Start of Data extract

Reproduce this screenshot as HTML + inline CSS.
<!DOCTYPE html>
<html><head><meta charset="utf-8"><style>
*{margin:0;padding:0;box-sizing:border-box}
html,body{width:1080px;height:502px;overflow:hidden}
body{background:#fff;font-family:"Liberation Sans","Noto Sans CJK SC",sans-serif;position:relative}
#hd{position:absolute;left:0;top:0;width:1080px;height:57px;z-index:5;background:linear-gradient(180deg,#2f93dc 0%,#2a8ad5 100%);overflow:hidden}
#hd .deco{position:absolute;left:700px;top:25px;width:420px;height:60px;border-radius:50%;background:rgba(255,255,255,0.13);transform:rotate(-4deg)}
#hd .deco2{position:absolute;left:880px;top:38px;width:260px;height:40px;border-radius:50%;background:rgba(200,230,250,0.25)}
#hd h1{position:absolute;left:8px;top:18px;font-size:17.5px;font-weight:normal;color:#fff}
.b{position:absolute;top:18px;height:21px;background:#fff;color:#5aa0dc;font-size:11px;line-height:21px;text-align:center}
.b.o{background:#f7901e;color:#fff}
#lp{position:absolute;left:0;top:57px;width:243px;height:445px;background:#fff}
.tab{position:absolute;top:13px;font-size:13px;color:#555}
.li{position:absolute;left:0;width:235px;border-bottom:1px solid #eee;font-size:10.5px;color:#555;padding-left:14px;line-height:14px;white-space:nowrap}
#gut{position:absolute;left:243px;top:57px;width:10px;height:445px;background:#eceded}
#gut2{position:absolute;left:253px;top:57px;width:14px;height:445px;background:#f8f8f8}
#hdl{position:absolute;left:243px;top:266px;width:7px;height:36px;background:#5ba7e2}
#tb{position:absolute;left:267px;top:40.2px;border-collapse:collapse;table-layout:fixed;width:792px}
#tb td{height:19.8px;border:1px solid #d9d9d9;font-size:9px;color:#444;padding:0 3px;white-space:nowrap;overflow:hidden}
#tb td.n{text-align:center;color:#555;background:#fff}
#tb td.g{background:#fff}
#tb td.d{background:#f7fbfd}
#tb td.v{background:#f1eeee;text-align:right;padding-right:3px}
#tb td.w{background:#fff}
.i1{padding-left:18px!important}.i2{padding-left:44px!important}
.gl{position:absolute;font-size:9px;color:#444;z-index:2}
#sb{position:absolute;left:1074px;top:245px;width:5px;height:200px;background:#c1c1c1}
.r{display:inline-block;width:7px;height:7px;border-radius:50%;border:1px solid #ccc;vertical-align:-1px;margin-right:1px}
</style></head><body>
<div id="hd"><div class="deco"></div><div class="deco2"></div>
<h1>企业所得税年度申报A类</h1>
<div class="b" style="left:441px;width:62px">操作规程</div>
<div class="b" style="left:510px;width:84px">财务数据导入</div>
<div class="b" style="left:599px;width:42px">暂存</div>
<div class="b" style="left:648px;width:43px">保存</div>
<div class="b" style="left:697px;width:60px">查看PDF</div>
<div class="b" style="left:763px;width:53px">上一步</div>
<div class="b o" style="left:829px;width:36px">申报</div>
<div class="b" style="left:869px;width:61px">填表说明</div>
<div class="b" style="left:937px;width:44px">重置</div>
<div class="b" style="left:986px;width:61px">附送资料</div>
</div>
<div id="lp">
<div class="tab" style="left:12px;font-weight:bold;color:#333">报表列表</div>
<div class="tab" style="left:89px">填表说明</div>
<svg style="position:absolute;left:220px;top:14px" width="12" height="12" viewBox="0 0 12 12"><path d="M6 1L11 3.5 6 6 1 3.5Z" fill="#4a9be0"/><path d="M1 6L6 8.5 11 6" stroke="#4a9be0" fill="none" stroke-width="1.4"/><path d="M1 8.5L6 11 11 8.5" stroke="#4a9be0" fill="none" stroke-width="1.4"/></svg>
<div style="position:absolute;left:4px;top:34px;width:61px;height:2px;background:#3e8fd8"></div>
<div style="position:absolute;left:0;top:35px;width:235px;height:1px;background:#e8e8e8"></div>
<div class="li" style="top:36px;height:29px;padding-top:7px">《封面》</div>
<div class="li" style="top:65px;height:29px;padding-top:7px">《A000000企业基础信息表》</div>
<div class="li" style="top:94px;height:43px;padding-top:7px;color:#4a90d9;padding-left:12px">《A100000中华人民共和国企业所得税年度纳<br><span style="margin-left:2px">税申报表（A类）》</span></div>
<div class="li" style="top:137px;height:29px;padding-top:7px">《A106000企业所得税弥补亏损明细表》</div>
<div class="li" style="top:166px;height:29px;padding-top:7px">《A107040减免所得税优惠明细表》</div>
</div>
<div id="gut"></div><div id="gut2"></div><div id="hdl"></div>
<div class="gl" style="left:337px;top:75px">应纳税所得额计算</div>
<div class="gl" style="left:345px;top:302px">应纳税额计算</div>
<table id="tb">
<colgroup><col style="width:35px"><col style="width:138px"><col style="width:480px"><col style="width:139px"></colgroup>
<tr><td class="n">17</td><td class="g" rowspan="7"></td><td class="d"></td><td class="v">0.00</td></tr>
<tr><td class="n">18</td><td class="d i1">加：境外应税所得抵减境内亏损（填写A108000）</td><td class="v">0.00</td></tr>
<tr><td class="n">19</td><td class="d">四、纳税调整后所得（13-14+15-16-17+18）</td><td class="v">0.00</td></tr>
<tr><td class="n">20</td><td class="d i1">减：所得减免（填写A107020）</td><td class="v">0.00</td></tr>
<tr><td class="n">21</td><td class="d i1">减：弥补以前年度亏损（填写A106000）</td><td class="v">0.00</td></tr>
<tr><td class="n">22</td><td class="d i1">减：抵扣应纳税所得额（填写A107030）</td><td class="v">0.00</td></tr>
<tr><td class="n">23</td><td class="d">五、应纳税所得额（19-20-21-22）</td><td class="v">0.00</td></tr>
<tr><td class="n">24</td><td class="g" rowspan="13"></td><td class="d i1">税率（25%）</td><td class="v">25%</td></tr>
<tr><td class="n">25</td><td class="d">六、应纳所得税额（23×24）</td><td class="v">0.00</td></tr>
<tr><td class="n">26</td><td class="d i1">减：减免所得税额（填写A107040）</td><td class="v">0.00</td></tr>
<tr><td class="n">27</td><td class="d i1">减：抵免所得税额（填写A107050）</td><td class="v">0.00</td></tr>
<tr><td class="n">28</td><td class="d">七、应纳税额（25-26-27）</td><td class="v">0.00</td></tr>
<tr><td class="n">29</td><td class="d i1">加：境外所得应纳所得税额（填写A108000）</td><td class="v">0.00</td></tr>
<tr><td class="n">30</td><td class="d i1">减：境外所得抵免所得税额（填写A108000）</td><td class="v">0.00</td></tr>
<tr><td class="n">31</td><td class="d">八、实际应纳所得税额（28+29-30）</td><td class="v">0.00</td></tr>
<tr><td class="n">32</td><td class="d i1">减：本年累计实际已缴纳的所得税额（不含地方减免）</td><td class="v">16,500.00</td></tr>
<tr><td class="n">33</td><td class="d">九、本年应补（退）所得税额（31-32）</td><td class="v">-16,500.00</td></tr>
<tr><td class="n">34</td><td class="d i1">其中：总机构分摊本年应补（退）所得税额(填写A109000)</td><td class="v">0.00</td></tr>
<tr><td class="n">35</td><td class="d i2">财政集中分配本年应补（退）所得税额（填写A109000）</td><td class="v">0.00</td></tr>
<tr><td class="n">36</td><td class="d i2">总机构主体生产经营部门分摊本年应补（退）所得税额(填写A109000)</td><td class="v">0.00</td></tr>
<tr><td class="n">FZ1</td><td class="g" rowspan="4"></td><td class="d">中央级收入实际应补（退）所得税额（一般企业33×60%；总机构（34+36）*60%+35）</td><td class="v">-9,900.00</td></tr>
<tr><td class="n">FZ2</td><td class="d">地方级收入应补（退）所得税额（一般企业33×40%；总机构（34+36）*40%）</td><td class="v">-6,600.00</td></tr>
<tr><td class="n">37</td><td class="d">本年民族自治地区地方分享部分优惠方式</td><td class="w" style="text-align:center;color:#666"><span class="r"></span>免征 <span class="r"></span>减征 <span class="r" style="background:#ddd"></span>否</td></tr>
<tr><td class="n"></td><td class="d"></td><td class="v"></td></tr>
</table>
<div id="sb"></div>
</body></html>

End of Data extract

Task requirements:
Report how many lines of the listing hold the string "inline", giving only the number.

Task result:
2